Your task: Reproduce each line of the material exactly, minus any picture.

_ _ _ _ _ _ _

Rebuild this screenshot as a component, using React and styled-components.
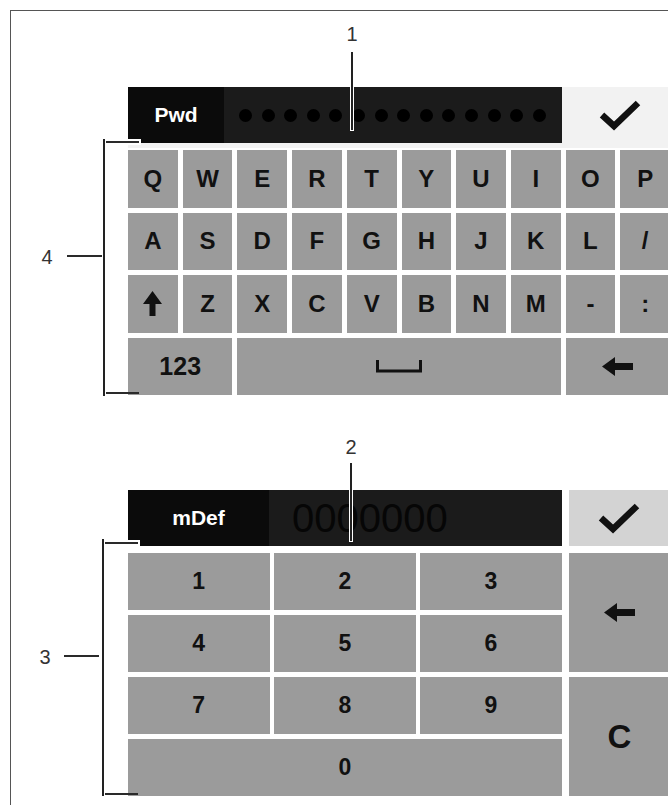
import React from "react";
import styled, { createGlobalStyle } from "styled-components";

const GlobalStyle = createGlobalStyle`
  html, body {
    margin: 0;
    padding: 0;
    background: #fff;
    overflow: hidden;
  }
  body {
    font-family: "Liberation Sans", Arial, sans-serif;
  }
`;

const Frame = styled.div`
  margin: 10px 0 0 10px;
  border-top: 1px solid #555;
  border-left: 1px solid #555;
  width: 658px;
  height: 795px;
  box-sizing: border-box;
  padding: 76px 0 0 117px;
  display: flex;
  flex-direction: column;
  gap: 95px;
  overflow: hidden;
`;

const Section = styled.section`
  position: relative;
  width: 542px;
  flex: none;
`;

const HeaderBar = styled.div`
  display: grid;
  grid-template-columns: ${p => p.$cols};
  height: 56px;
  background: ${p => p.$bg};
  padding-bottom: ${p => p.$strip}px;
  margin-bottom: ${p => p.$space}px;
`;

const Tag = styled.div`
  background: #0b0b0b;
  color: #fff;
  font-weight: bold;
  font-size: 21px;
  display: flex;
  align-items: center;
  justify-content: center;
`;

const Field = styled.div`
  background: #1b1b1b;
  display: flex;
  align-items: center;
  gap: 9.6px;
  padding-left: ${p => p.$indent}px;
  overflow: hidden;
`;

const Dot = styled.span`
  width: 13px;
  height: 13px;
  border-radius: 50%;
  background: #000;
  flex: none;
`;

const Value = styled.span`
  font-size: 40px;
  color: #060606;
`;

const Confirm = styled.div`
  background: ${p => p.$bg};
  margin-left: ${p => p.$inset || 0}px;
  padding-left: ${p => p.$shift || 0}px;
  display: flex;
  align-items: center;
  justify-content: center;
`;

const LetterGrid = styled.div`
  display: grid;
  grid-template-columns: repeat(10, 1fr);
  grid-auto-rows: 57.5px;
  gap: 5px;
`;

const NumGrid = styled.div`
  display: grid;
  grid-template-columns: repeat(3, 141.5px) 1fr;
  grid-auto-rows: 57px;
  column-gap: 4.6px;
  row-gap: 5px;
`;

const Key = styled.div`
  background: #9b9b9b;
  color: #111;
  font-weight: bold;
  font-size: ${p => p.$size || 24}px;
  display: flex;
  align-items: center;
  justify-content: center;
  grid-column: ${p => p.$col || "auto"} / span ${p => p.$span || 1};
  grid-row: ${p => p.$row || "auto"} / span ${p => p.$rows || 1};
  margin-left: ${p => p.$nudge || 0}px;
`;

const Callout = styled.span`
  position: absolute;
  left: ${p => p.$x}px;
  top: ${p => p.$y}px;
  transform: translateX(-50%);
  font-size: 20px;
  line-height: 20px;
  color: #333;
`;

const VLine = styled.span`
  position: absolute;
  left: ${p => p.$x}px;
  top: ${p => p.$y}px;
  width: 2px;
  height: ${p => p.$len}px;
  background: #222;
  box-shadow: ${p => (p.$halo ? "0 0 0 1px #fff" : "none")};
`;

const HLine = styled.span`
  position: absolute;
  left: ${p => p.$x}px;
  top: ${p => p.$y}px;
  height: 2px;
  width: ${p => p.$len}px;
  background: #2a2a2a;
  box-shadow: ${p => (p.$halo ? "0 0 0 2px #fff" : "none")};
`;

const Check = () => (
  <svg width="44" height="34" viewBox="0 0 44 34">
    <polyline points="4,17 16,28 40,5" fill="none" stroke="#111" strokeWidth="6.5" />
  </svg>
);

const BackArrow = () => (
  <svg width="31" height="19" viewBox="0 0 31 19">
    <polygon points="0,9.5 13,0 13,6 31,6 31,13 13,13 13,19" fill="#111" />
  </svg>
);

const ShiftArrow = () => (
  <svg width="19" height="25" viewBox="0 0 19 25">
    <polygon points="9.5,0 19,13 12.5,13 12.5,25 6.5,25 6.5,13 0,13" fill="#111" />
  </svg>
);

const SpaceMark = () => (
  <svg width="46" height="13" viewBox="0 0 46 13">
    <path d="M1.5 0 V11 H44.5 V0" fill="none" stroke="#111" strokeWidth="3" />
  </svg>
);

const rows = [
  ["Q", "W", "E", "R", "T", "Y", "U", "I", "O", "P"],
  ["A", "S", "D", "F", "G", "H", "J", "K", "L", "/"],
  ["shift", "Z", "X", "C", "V", "B", "N", "M", "-", ":"],
];

export default function App() {
  return (
    <>
      <GlobalStyle />
      <Frame>
        <Section>
          <HeaderBar $cols="96px 337.7px 1fr" $bg="#f2f2f2" $strip={5} $space={2}>
            <Tag>Pwd</Tag>
            <Field $indent={15}>
              {Array.from({ length: 14 }).map((_, i) => (
                <Dot key={i} />
              ))}
            </Field>
            <Confirm $bg="#f2f2f2" $shift={8}>
              <Check />
            </Confirm>
          </HeaderBar>
          <LetterGrid>
            {rows.flat().map((k, i) => (
              <Key key={i}>{k === "shift" ? <ShiftArrow /> : k}</Key>
            ))}
            <Key $span={2} $size={25}>123</Key>
            <Key $span={6}>
              <SpaceMark />
            </Key>
            <Key $span={2}>
              <BackArrow />
            </Key>
          </LetterGrid>

          <Callout $x={224} $y={-63}>1</Callout>
          <VLine $x={223} $y={-35} $len={78} $halo />
          <HLine $x={-22} $y={54} $len={33} $halo />
          <HLine $x={-22} $y={305} $len={33} />
          <VLine $x={-25} $y={52} $len={257} />
          <Callout $x={-81} $y={160}>4</Callout>
          <HLine $x={-61} $y={168} $len={35} />
        </Section>

        <Section>
          <HeaderBar $cols="141px 292.7px 1fr" $bg="#fff" $strip={0} $space={7}>
            <Tag>mDef</Tag>
            <Field $indent={23}>
              <Value>0000000</Value>
            </Field>
            <Confirm $bg="#d3d3d3" $inset={7}>
              <Check />
            </Confirm>
          </HeaderBar>
          <NumGrid>
            <Key $size={23}>1</Key>
            <Key $size={23}>2</Key>
            <Key $size={23}>3</Key>
            <Key $col={4} $row={1} $rows={2} $nudge={2.4}>
              <BackArrow />
            </Key>
            <Key $size={23}>4</Key>
            <Key $size={23}>5</Key>
            <Key $size={23}>6</Key>
            <Key $size={23}>7</Key>
            <Key $size={23}>8</Key>
            <Key $size={23}>9</Key>
            <Key $col={4} $row={3} $rows={2} $nudge={2.4} $size={33}>C</Key>
            <Key $col={1} $row={4} $span={3} $size={23}>0</Key>
          </NumGrid>

          <Callout $x={223} $y={-53}>2</Callout>
          <VLine $x={222} $y={-27} $len={78} $halo />
          <HLine $x={-23} $y={52} $len={33} $halo />
          <HLine $x={-23} $y={303} $len={33} />
          <VLine $x={-26} $y={49} $len={257} />
          <Callout $x={-83} $y={157}>3</Callout>
          <HLine $x={-64} $y={165} $len={35} />
        </Section>
      </Frame>
    </>
  );
}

_ _ _ _ _ _ _

Problem solution:
Rebuild this screenshot as a component, using React and styled-components.
import React from "react";
import styled, { createGlobalStyle } from "styled-components";

const GlobalStyle = createGlobalStyle`
  html, body {
    margin: 0;
    padding: 0;
    background: #fff;
    overflow: hidden;
  }
  body {
    font-family: "Liberation Sans", Arial, sans-serif;
  }
`;

const Frame = styled.div`
  margin: 10px 0 0 10px;
  border-top: 1px solid #555;
  border-left: 1px solid #555;
  width: 658px;
  height: 795px;
  box-sizing: border-box;
  padding: 76px 0 0 117px;
  display: flex;
  flex-direction: column;
  gap: 95px;
  overflow: hidden;
`;

const Section = styled.section`
  position: relative;
  width: 542px;
  flex: none;
`;

const HeaderBar = styled.div`
  display: grid;
  grid-template-columns: ${p => p.$cols};
  height: 56px;
  background: ${p => p.$bg};
  padding-bottom: ${p => p.$strip}px;
  margin-bottom: ${p => p.$space}px;
`;

const Tag = styled.div`
  background: #0b0b0b;
  color: #fff;
  font-weight: bold;
  font-size: 21px;
  display: flex;
  align-items: center;
  justify-content: center;
`;

const Field = styled.div`
  background: #1b1b1b;
  display: flex;
  align-items: center;
  gap: 9.6px;
  padding-left: ${p => p.$indent}px;
  overflow: hidden;
`;

const Dot = styled.span`
  width: 13px;
  height: 13px;
  border-radius: 50%;
  background: #000;
  flex: none;
`;

const Value = styled.span`
  font-size: 40px;
  color: #060606;
`;

const Confirm = styled.div`
  background: ${p => p.$bg};
  margin-left: ${p => p.$inset || 0}px;
  padding-left: ${p => p.$shift || 0}px;
  display: flex;
  align-items: center;
  justify-content: center;
`;

const LetterGrid = styled.div`
  display: grid;
  grid-template-columns: repeat(10, 1fr);
  grid-auto-rows: 57.5px;
  gap: 5px;
`;

const NumGrid = styled.div`
  display: grid;
  grid-template-columns: repeat(3, 141.5px) 1fr;
  grid-auto-rows: 57px;
  column-gap: 4.6px;
  row-gap: 5px;
`;

const Key = styled.div`
  background: #9b9b9b;
  color: #111;
  font-weight: bold;
  font-size: ${p => p.$size || 24}px;
  display: flex;
  align-items: center;
  justify-content: center;
  grid-column: ${p => p.$col || "auto"} / span ${p => p.$span || 1};
  grid-row: ${p => p.$row || "auto"} / span ${p => p.$rows || 1};
  margin-left: ${p => p.$nudge || 0}px;
`;

const Callout = styled.span`
  position: absolute;
  left: ${p => p.$x}px;
  top: ${p => p.$y}px;
  transform: translateX(-50%);
  font-size: 20px;
  line-height: 20px;
  color: #333;
`;

const VLine = styled.span`
  position: absolute;
  left: ${p => p.$x}px;
  top: ${p => p.$y}px;
  width: 2px;
  height: ${p => p.$len}px;
  background: #222;
  box-shadow: ${p => (p.$halo ? "0 0 0 1px #fff" : "none")};
`;

const HLine = styled.span`
  position: absolute;
  left: ${p => p.$x}px;
  top: ${p => p.$y}px;
  height: 2px;
  width: ${p => p.$len}px;
  background: #2a2a2a;
  box-shadow: ${p => (p.$halo ? "0 0 0 2px #fff" : "none")};
`;

const Check = () => (
  <svg width="44" height="34" viewBox="0 0 44 34">
    <polyline points="4,17 16,28 40,5" fill="none" stroke="#111" strokeWidth="6.5" />
  </svg>
);

const BackArrow = () => (
  <svg width="31" height="19" viewBox="0 0 31 19">
    <polygon points="0,9.5 13,0 13,6 31,6 31,13 13,13 13,19" fill="#111" />
  </svg>
);

const ShiftArrow = () => (
  <svg width="19" height="25" viewBox="0 0 19 25">
    <polygon points="9.5,0 19,13 12.5,13 12.5,25 6.5,25 6.5,13 0,13" fill="#111" />
  </svg>
);

const SpaceMark = () => (
  <svg width="46" height="13" viewBox="0 0 46 13">
    <path d="M1.5 0 V11 H44.5 V0" fill="none" stroke="#111" strokeWidth="3" />
  </svg>
);

const rows = [
  ["Q", "W", "E", "R", "T", "Y", "U", "I", "O", "P"],
  ["A", "S", "D", "F", "G", "H", "J", "K", "L", "/"],
  ["shift", "Z", "X", "C", "V", "B", "N", "M", "-", ":"],
];

export default function App() {
  return (
    <>
      <GlobalStyle />
      <Frame>
        <Section>
          <HeaderBar $cols="96px 337.7px 1fr" $bg="#f2f2f2" $strip={5} $space={2}>
            <Tag>Pwd</Tag>
            <Field $indent={15}>
              {Array.from({ length: 14 }).map((_, i) => (
                <Dot key={i} />
              ))}
            </Field>
            <Confirm $bg="#f2f2f2" $shift={8}>
              <Check />
            </Confirm>
          </HeaderBar>
          <LetterGrid>
            {rows.flat().map((k, i) => (
              <Key key={i}>{k === "shift" ? <ShiftArrow /> : k}</Key>
            ))}
            <Key $span={2} $size={25}>123</Key>
            <Key $span={6}>
              <SpaceMark />
            </Key>
            <Key $span={2}>
              <BackArrow />
            </Key>
          </LetterGrid>

          <Callout $x={224} $y={-63}>1</Callout>
          <VLine $x={223} $y={-35} $len={78} $halo />
          <HLine $x={-22} $y={54} $len={33} $halo />
          <HLine $x={-22} $y={305} $len={33} />
          <VLine $x={-25} $y={52} $len={257} />
          <Callout $x={-81} $y={160}>4</Callout>
          <HLine $x={-61} $y={168} $len={35} />
        </Section>

        <Section>
          <HeaderBar $cols="141px 292.7px 1fr" $bg="#fff" $strip={0} $space={7}>
            <Tag>mDef</Tag>
            <Field $indent={23}>
              <Value>0000000</Value>
            </Field>
            <Confirm $bg="#d3d3d3" $inset={7}>
              <Check />
            </Confirm>
          </HeaderBar>
          <NumGrid>
            <Key $size={23}>1</Key>
            <Key $size={23}>2</Key>
            <Key $size={23}>3</Key>
            <Key $col={4} $row={1} $rows={2} $nudge={2.4}>
              <BackArrow />
            </Key>
            <Key $size={23}>4</Key>
            <Key $size={23}>5</Key>
            <Key $size={23}>6</Key>
            <Key $size={23}>7</Key>
            <Key $size={23}>8</Key>
            <Key $size={23}>9</Key>
            <Key $col={4} $row={3} $rows={2} $nudge={2.4} $size={33}>C</Key>
            <Key $col={1} $row={4} $span={3} $size={23}>0</Key>
          </NumGrid>

          <Callout $x={223} $y={-53}>2</Callout>
          <VLine $x={222} $y={-27} $len={78} $halo />
          <HLine $x={-23} $y={52} $len={33} $halo />
          <HLine $x={-23} $y={303} $len={33} />
          <VLine $x={-26} $y={49} $len={257} />
          <Callout $x={-83} $y={157}>3</Callout>
          <HLine $x={-64} $y={165} $len={35} />
        </Section>
      </Frame>
    </>
  );
}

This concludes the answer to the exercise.